- [Data lines]:
────
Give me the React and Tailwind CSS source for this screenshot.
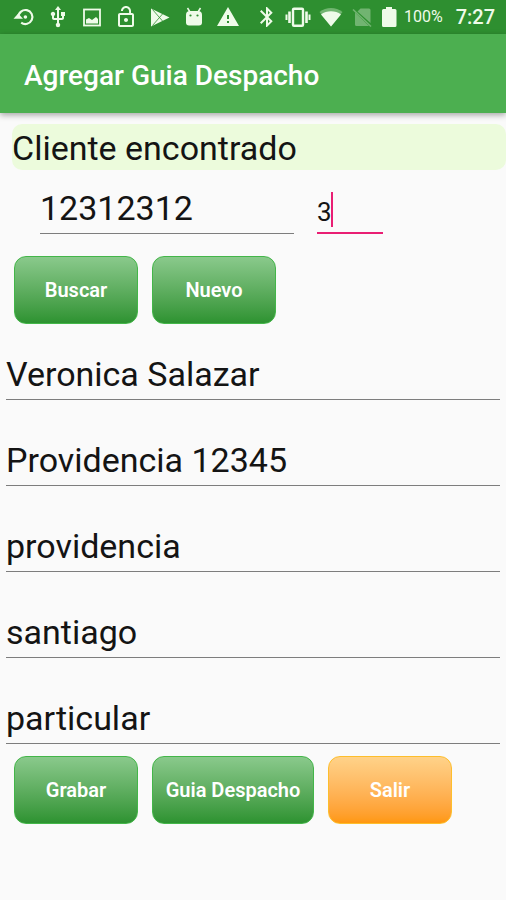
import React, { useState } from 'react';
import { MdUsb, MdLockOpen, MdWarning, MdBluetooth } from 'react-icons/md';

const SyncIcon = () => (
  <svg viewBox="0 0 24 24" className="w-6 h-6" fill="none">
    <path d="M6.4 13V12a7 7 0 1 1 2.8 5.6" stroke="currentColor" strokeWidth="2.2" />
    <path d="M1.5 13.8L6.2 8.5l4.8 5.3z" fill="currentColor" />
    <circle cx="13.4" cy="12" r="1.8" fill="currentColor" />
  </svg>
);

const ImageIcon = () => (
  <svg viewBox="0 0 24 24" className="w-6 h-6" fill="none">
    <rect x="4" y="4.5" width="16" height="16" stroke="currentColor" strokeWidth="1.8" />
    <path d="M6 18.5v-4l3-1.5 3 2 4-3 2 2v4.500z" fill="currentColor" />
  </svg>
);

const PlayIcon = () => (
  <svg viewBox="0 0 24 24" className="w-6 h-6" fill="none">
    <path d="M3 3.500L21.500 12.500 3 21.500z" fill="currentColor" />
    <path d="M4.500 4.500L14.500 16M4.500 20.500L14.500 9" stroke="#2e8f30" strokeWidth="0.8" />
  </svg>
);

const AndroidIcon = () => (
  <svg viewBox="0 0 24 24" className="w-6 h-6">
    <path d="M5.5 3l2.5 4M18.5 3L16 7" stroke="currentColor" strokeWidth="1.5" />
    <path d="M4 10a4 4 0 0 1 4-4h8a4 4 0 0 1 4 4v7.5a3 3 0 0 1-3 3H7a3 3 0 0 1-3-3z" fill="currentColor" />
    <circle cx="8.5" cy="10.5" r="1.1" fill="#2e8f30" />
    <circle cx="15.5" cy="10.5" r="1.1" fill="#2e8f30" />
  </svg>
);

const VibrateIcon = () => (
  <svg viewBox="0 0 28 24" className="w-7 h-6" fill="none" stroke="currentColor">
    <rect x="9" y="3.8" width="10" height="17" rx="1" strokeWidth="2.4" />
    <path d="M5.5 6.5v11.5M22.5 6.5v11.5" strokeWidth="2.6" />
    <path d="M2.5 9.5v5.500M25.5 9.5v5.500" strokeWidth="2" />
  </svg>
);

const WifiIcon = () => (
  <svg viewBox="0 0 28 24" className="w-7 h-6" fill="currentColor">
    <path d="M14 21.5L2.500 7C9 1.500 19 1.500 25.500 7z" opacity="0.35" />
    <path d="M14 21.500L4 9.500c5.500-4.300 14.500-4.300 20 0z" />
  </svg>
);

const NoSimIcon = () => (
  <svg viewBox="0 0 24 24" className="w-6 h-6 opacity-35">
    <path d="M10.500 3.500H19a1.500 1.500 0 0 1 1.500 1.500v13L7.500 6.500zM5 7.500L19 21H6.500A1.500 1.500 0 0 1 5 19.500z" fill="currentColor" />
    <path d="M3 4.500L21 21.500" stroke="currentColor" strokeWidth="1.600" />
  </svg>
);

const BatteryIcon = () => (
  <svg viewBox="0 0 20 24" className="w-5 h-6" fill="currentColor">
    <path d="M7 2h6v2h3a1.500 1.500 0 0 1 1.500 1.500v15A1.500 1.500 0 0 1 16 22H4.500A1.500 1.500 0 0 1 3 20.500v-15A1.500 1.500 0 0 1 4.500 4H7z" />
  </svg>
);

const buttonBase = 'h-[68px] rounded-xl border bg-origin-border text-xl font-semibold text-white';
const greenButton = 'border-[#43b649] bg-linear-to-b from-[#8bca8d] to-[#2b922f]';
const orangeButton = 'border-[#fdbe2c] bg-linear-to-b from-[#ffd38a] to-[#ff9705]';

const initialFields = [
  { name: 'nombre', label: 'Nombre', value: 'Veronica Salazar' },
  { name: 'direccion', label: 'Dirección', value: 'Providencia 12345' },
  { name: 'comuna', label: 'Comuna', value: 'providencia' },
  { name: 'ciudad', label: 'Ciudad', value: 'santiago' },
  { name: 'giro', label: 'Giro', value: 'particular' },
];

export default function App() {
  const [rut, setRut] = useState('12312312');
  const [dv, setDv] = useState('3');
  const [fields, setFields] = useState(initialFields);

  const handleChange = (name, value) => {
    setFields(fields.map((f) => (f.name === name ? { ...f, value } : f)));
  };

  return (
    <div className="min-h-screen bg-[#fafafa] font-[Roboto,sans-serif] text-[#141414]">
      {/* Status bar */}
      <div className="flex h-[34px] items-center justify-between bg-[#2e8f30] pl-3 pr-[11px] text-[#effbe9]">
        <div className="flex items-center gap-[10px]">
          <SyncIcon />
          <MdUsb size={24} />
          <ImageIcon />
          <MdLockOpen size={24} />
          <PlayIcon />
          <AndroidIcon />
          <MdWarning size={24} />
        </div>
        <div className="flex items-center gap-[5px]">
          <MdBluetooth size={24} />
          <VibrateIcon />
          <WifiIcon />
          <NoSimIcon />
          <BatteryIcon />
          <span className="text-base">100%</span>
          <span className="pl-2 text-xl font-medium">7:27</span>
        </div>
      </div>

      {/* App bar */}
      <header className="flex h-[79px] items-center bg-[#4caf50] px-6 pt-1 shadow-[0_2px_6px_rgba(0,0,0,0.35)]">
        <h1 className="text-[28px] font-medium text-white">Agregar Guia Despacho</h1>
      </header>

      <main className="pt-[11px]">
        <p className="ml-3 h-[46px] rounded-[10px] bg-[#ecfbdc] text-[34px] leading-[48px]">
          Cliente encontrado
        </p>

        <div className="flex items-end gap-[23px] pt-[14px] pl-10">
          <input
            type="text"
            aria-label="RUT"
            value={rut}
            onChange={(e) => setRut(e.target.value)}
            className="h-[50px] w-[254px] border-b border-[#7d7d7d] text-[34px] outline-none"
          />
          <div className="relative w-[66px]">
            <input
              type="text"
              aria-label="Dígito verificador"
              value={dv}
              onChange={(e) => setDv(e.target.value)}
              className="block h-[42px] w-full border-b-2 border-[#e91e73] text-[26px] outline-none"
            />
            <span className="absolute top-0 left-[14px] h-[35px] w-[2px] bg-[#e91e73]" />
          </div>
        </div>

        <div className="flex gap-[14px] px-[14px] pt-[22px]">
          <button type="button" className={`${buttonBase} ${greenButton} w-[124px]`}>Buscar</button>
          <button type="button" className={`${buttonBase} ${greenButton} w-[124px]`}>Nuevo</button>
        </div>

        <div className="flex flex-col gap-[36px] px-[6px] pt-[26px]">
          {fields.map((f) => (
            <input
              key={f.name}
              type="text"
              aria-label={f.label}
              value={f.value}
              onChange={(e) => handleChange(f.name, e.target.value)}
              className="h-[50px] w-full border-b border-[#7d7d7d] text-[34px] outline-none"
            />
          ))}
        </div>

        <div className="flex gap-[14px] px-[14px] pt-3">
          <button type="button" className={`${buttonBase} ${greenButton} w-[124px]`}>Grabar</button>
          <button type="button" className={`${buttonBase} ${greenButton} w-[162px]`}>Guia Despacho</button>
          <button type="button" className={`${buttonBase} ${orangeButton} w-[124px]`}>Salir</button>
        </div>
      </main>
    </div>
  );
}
────
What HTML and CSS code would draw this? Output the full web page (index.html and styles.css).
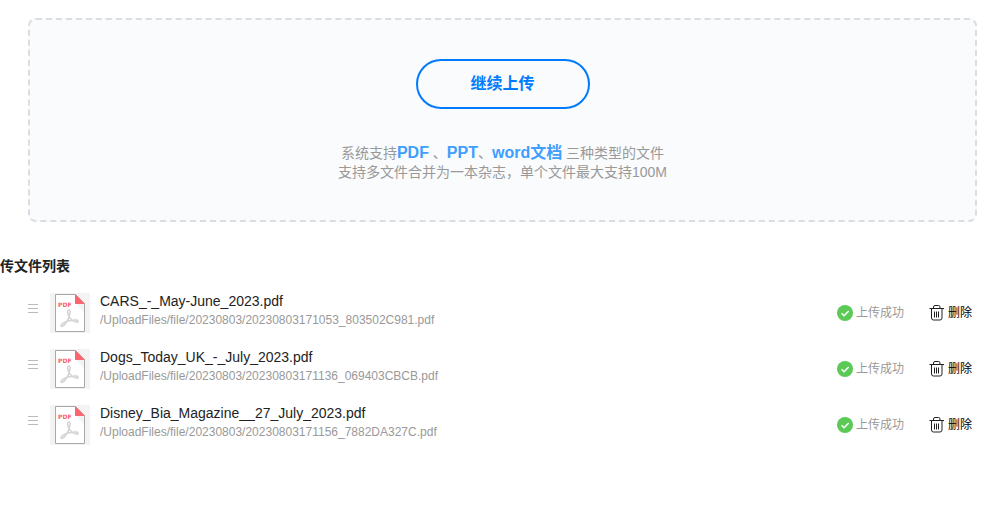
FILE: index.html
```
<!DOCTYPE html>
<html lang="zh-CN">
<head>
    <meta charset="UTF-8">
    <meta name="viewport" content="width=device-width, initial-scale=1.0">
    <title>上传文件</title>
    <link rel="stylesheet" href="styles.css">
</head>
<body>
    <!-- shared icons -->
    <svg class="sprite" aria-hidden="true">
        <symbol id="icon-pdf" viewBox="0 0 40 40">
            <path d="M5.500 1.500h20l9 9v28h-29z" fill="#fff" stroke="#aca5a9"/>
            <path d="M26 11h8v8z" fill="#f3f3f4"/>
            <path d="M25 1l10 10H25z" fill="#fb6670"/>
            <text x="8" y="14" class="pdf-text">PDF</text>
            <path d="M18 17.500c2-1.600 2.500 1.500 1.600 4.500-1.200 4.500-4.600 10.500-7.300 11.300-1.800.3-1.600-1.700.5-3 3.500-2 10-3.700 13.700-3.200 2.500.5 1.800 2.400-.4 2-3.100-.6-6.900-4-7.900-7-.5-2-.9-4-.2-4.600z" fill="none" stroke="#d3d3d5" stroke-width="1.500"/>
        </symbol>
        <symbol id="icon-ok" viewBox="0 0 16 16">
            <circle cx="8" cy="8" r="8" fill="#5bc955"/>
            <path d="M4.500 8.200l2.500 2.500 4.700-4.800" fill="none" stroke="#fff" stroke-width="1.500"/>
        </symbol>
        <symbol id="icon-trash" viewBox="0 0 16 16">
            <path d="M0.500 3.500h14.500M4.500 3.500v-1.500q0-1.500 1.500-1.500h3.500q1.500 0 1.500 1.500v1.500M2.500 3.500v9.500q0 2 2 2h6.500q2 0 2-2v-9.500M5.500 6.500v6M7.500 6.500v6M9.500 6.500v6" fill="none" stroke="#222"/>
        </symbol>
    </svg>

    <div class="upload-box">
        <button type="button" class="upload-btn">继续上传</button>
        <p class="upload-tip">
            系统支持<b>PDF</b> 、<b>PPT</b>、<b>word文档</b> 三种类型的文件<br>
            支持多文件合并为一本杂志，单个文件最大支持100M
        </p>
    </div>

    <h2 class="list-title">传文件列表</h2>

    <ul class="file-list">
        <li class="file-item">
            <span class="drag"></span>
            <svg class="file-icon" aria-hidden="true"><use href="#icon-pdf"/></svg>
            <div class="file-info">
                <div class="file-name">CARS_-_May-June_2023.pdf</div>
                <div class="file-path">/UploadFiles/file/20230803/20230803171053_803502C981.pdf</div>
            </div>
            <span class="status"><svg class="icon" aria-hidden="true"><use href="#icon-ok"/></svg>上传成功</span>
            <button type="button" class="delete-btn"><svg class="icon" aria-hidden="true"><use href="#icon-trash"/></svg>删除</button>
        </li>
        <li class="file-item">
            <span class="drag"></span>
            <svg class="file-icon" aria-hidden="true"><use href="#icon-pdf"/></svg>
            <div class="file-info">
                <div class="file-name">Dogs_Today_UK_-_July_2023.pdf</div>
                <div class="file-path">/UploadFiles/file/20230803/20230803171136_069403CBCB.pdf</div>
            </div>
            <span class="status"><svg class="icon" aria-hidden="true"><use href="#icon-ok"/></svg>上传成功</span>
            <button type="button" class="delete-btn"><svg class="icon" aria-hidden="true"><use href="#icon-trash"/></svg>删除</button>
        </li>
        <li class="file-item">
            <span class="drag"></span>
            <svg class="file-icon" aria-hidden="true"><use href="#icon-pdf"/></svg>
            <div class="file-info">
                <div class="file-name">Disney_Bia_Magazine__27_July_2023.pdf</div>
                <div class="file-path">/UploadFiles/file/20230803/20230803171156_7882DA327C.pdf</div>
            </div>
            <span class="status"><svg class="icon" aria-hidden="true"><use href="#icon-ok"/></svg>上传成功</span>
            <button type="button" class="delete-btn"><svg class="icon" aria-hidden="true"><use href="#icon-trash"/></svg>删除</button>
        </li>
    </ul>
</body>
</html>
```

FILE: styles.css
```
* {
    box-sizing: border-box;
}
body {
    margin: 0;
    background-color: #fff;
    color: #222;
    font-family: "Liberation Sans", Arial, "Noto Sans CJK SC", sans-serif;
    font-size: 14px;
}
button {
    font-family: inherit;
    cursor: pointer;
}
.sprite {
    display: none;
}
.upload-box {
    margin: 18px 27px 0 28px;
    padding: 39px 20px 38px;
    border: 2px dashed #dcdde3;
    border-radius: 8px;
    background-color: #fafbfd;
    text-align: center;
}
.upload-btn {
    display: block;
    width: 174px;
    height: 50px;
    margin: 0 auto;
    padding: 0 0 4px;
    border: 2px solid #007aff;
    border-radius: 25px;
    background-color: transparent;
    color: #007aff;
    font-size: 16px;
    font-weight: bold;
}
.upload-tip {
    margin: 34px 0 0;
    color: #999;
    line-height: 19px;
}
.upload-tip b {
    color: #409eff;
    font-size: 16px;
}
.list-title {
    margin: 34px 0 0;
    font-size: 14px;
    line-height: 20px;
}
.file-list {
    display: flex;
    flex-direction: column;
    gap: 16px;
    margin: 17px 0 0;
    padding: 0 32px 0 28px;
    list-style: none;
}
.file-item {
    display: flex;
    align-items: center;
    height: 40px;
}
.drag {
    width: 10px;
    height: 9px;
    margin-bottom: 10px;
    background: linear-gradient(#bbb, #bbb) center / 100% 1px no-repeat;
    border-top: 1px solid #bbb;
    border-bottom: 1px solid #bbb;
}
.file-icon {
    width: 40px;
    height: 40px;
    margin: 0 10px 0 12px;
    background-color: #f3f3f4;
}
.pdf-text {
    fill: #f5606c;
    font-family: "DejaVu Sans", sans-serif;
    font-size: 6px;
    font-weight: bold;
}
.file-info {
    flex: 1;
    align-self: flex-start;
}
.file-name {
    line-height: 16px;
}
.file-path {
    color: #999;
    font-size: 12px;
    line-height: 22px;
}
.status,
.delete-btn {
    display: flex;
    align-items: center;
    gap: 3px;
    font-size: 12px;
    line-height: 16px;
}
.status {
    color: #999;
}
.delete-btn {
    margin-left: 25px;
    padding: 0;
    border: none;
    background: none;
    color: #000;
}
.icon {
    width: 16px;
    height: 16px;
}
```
────
- [Problem to solve]: Make an exact copy of the lines from the one holding "Give me the" through the one holding "MdLockOpen, MdWarning, MdBluetooth", end lines included, without the pictures.

- [Reply to the exercise]:
Give me the React and Tailwind CSS source for this screenshot.
import React, { useState } from 'react';
import { MdUsb, MdLockOpen, MdWarning, MdBluetooth } from 'react-icons/md';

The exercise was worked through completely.